The top layer of the .NET architecture is a development tool called Visual Studio .NET (VS.NET), which makes possible the rapid development of web services and other applications. A successor to Microsoft Visual Studio 6.0, VS.NET is an Integrated Development Environment (IDE) that supports four different languages and features such as cross-language debugging and the XML Schema Editor.

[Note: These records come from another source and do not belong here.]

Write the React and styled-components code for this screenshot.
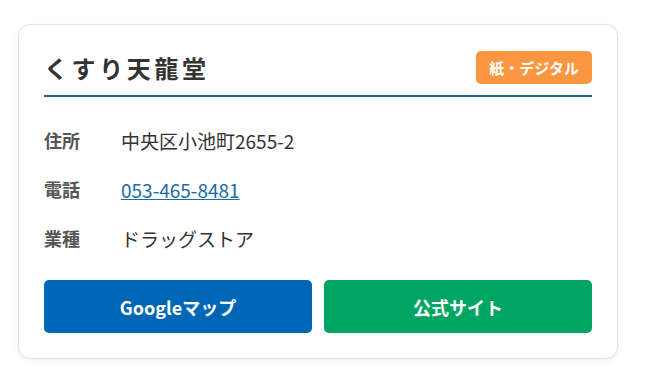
import React from 'react';
import styled, { createGlobalStyle } from 'styled-components';

const GlobalStyle = createGlobalStyle`
	html, body {
		margin: 0;
		background: #fff;
	}

	body {
		font-family: 'Noto Sans CJK JP', 'Noto Sans', sans-serif;
		color: #333;
	}
`;

const Page = styled.div`
	padding: 24px 18px;
`;

const Card = styled.section`
	width: 600px;
	box-sizing: border-box;
	padding: 26px 25px 25px;
	background: #fff;
	border: 1px solid #e2e2e2;
	border-radius: 12px;
	box-shadow: 0 2px 6px rgba(0, 0, 0, 0.06);
`;

const Header = styled.header`
	display: flex;
	align-items: center;
	justify-content: space-between;
	padding-bottom: 11px;
	border-bottom: 2px solid #1d6596;
`;

const Title = styled.h2`
	margin: 0;
	font-size: 24px;
	font-weight: 700;
	letter-spacing: 0.15em;
	line-height: 33px;
	color: #333;
`;

const Badge = styled.span`
	display: inline-flex;
	align-items: center;
	height: 33px;
	padding: 0 13px;
	border-radius: 5px;
	background: #f9963f;
	color: #fff;
	font-size: 15px;
	font-weight: 700;
`;

const InfoList = styled.dl`
	display: grid;
	grid-template-columns: 77px 1fr;
	row-gap: 22px;
	margin: 30px 0 0;
	line-height: 27px;
`;

const Label = styled.dt`
	font-size: 18px;
	font-weight: 700;
	color: #555;
`;

const Value = styled.dd`
	margin: 0;
	font-size: 19px;
	color: #333;
`;

const PhoneLink = styled.a`
	color: #1a6aa6;
	text-decoration: underline;
	text-underline-offset: 1px;
`;

const Actions = styled.div`
	display: grid;
	grid-template-columns: 1fr 1fr;
	gap: 12px;
	margin-top: 28px;
`;

const ActionButton = styled.a`
	display: flex;
	align-items: center;
	justify-content: center;
	height: 53px;
	border-radius: 5px;
	background: ${(p) => p.$bg};
	color: #fff;
	font-size: 18px;
	font-weight: 700;
	text-decoration: none;
`;

const rows = [
	{ label: '住所', value: '中央区小池町2655-2' },
	{ label: '電話', value: '053-465-8481', tel: true },
	{ label: '業種', value: 'ドラッグストア' },
];

export default function App() {
	return (
		<Page>
			<GlobalStyle />
			<Card>
				<Header>
					<Title>くすり天龍堂</Title>
					<Badge>紙・デジタル</Badge>
				</Header>
				<InfoList>
					{rows.map((row) => (
						<React.Fragment key={row.label}>
							<Label>{row.label}</Label>
							<Value>
								{row.tel ? <PhoneLink href="#">{row.value}</PhoneLink> : row.value}
							</Value>
						</React.Fragment>
					))}
				</InfoList>
				<Actions>
					<ActionButton href="#" $bg="#0067b6">Googleマップ</ActionButton>
					<ActionButton href="#" $bg="#00a463">公式サイト</ActionButton>
				</Actions>
			</Card>
		</Page>
	);
}
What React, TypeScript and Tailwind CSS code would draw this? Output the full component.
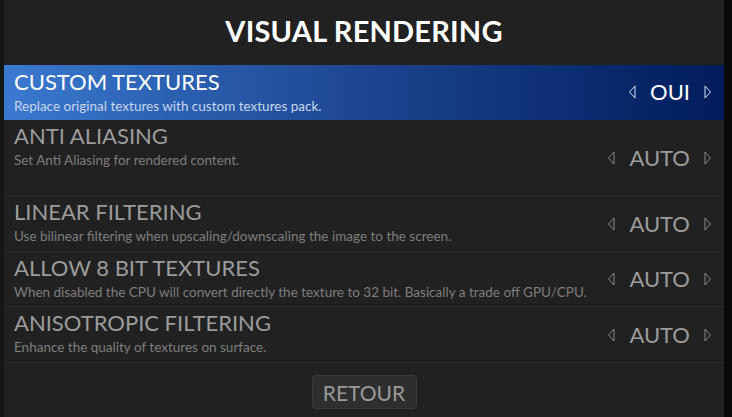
const rows = [
  { title: "CUSTOM TEXTURES", desc: "Replace original textures with custom textures pack.", value: "OUI", h: "h-[55px]", selected: true },
  { title: "ANTI ALIASING", desc: "Set Anti Aliasing for rendered content.", value: "AUTO", h: "h-[76px]", selected: false },
  { title: "LINEAR FILTERING", desc: "Use bilinear filtering when upscaling/downscaling the image to the screen.", value: "AUTO", h: "h-[56px]", selected: false },
  { title: "ALLOW 8 BIT TEXTURES", desc: "When disabled the CPU will convert directly the texture to 32 bit. Basically a trade off GPU/CPU.", value: "AUTO", h: "h-[55px]", selected: false },
  { title: "ANISOTROPIC FILTERING", desc: "Enhance the quality of textures on surface.", value: "AUTO", h: "h-[56px]", selected: false },
]

function Arrow({ dir, color }: { dir: "left" | "right"; color: string }) {
  return (
    <svg width="8" height="16" viewBox="0 0 8 16" fill="none" stroke={color} strokeWidth={1}>
      {dir === "left" ? <path d="M7 2 L1.5 8 L7 14 Z" /> : <path d="M1 2 L6.5 8 L1 14 Z" />}
    </svg>
  )
}

export default function App() {
  return (
    <div className="flex w-[732px] h-[417px] bg-[#0c0c0c] overflow-hidden" style={{ fontFamily: "Lato, 'Open Sans', sans-serif" }}>
      <div className="w-[4px] bg-[#141618]" />
      <div className="w-[720px] h-full bg-[#212121] flex flex-col">
        {/* Header */}
        <div className="h-[65px] flex items-center justify-center">
          <h1 className="text-[29px] font-bold text-white tracking-[0.2px] leading-none mt-[-4px]">VISUAL RENDERING</h1>
        </div>

        {/* Options */}
        <div className="flex flex-col">
          {rows.map((r) => (
            <div
              key={r.title}
              className={`${r.h} flex items-center justify-between pl-[10px] pr-[12px] border-b ${
                r.selected
                  ? "bg-gradient-to-r from-[#3a7ad0] via-[#1d4590] to-[#021c5c] border-transparent"
                  : "border-[#2b2b2b]"
              }`}
            >
              <div className={`flex flex-col self-start ${r.selected ? "pt-[2px]" : "pt-[1px]"}`}>
                <div className={`text-[22px] leading-[30px] ${r.selected ? "text-white" : "text-[#9c9c9c]"}`}>{r.title}</div>
                <div className={`text-[13.5px] leading-[18px] ${r.selected ? "text-[#c9d6ee]" : "text-[#7e7e7e]"}`}>{r.desc}</div>
              </div>
              <div className={`flex items-center gap-[14px] ${r.selected ? "text-white" : "text-[#9c9c9c]"}`}>
                <Arrow dir="left" color={r.selected ? "#d8e0f0" : "#8a8a8a"} />
                <span className="text-[22px] leading-none">{r.value}</span>
                <Arrow dir="right" color={r.selected ? "#d8e0f0" : "#8a8a8a"} />
              </div>
            </div>
          ))}
        </div>

        {/* Footer */}
        <div className="flex justify-center pt-[12px]">
          <button className="w-[105px] h-[34px] rounded-[4px] bg-[#2e2e2e] border border-[#3c3c3c] text-[#9a9a9a] text-[21px] leading-none">
            RETOUR
          </button>
        </div>
      </div>
      <div className="w-[8px] bg-[#0a0a0a]" />
    </div>
  )
}
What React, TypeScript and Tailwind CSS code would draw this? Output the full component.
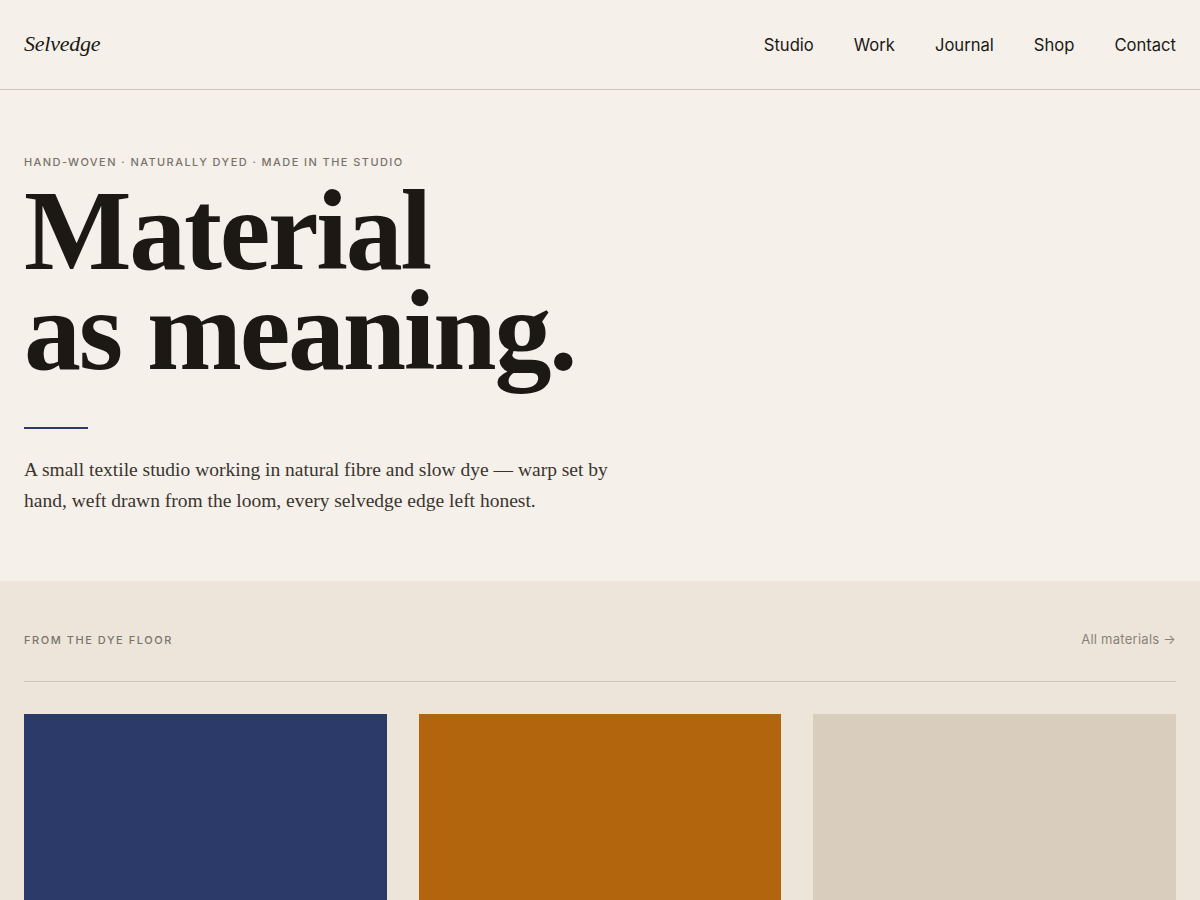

And at the center of .NET is the Microsoft .NET Framework—the main focus of this book. The .NET Framework is a development and runtime infrastructure that changes the development of business applications on the Windows platform. The .NET Framework includes the CLR and a common framework of classes that can be used by all .NET languages.
CLR Environment
The CLR is the underlying .NET infrastructure. Its facilities cover all the goals that we spelled out in Chapter 1. Unlike software libraries such as MFC or ATL, the CLR is built from a clean slate. The CLR manages the execution of code in the .NET Framework.

Note Here:

Figure 2-1 shows the two portions of the .NET environment, with the bottom portion representing the CLR and the top portion representing the CLR executables or Portable Executable (PE) files, which are .NET assemblies or units of deployment. The CLR is the runtime engine that loads required classes, performs just-in-time compilation on needed methods, enforces security checks, and accomplishes a bunch of other runtime functionalities. The CLR executables shown in Figure 2-1 are either EXE or DLL files that consist mostly of metadata and code.